The researchers at Lund University in southern Sweden used data spanning two decades on patients with HIV in Guinnea Bissau, where the researchers found the new variant. It was deemed likely that it had emerged in a few individuals who were infected with two separate HIV variants, which then mixed or recombined to a new variant that was more aggressive.
"It's like a mother and a father and their new child – the child can have some mixed properties of the parents," clinical virology professor Patrik Medstrand told The Local. "We were surprised that disease progression among individuals infected with the recombinant variant was so much faster."
The new recombinant variant has then likely spread from person to person, Medstrand explained. Around 13 percent of HIV patients in Guinea Bissau now carry the new virus has been named A3/02. The new strain was first discovered in 2011, but researchers do not yet know exactly when the variant emerged.
At the beginning of the HIV/Aids pandemic, most infected Swede had subtype B HIV. But as Swedes began travelling, and more and more people moved to Sweden, the picture has changed and now only about half of HIV-infected individuals in Sweden carry subtype B. The rest of the cases involve other HIV variants. Globally, there are more than 60 different strains of what are known as HIV-1 viruses.

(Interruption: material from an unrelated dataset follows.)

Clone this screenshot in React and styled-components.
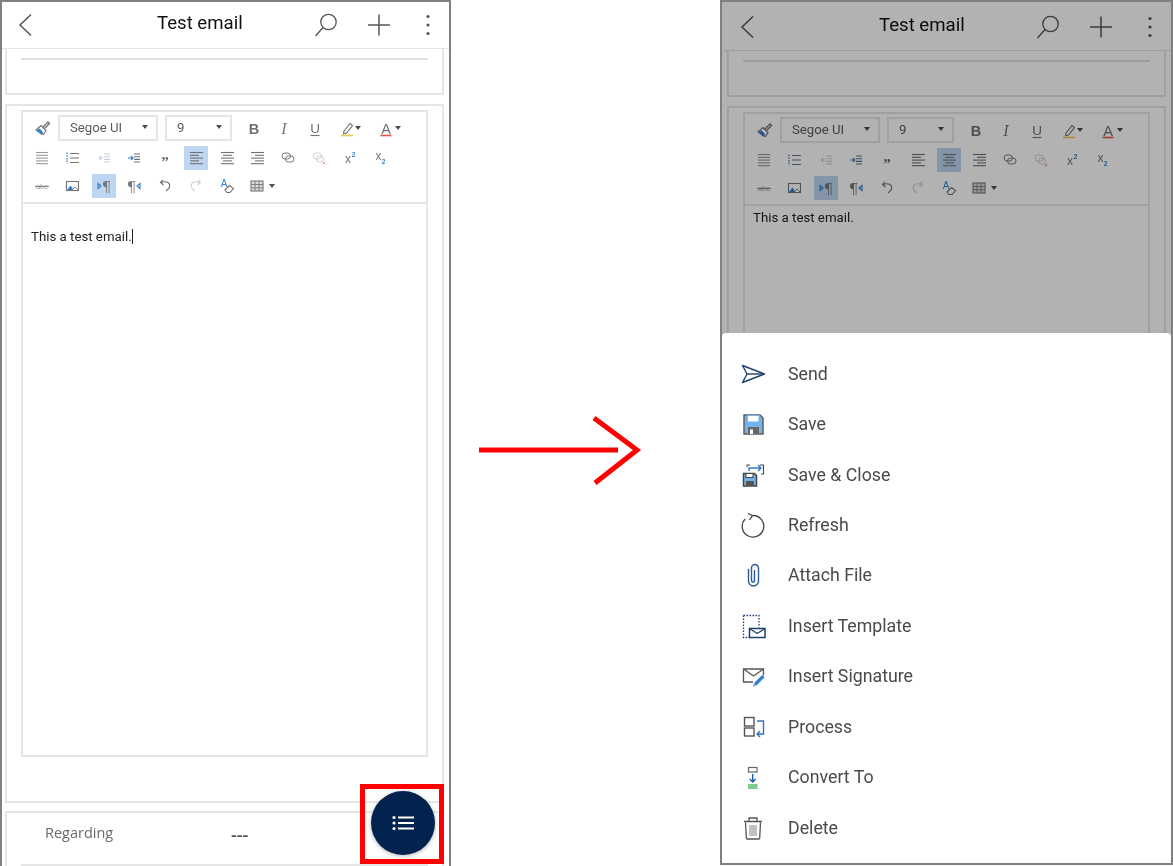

"We think this (finding) is also important for the US and Europe, and for Sweden," Medstrand cautioned. "It's a wake up call that the HIV epidemic is changing and there might be new variants emerging."
The finding was recently presented in the Journal of Infectious Diseases,
"In countries and regions with high levels of immigration, such as the US and Europe, the trend is towards an increasingly mixed and complex HIV flora," a statement summarizing the findings said.
As the new variant has cut the time of developing Aids in half, Medstrand said public health experts and epidemiologists need to look into the emergence of new variants. On the ground, the new finding could suggest it is time to look how common recombinant variants are on a global scale, as some may be more aggressive than the variants known of today.
The study did include one heartening fact – treatment available at present to keep the development of Aids at bay also work on this new recombinant variant.
He referred to public health experts the question of whether public information campaigns were the way forward.
"Information is always good, if spread in the right way," he said. "It is still not a curable disease. If infected you have to be treated for the rest of your life, it is very costly for society."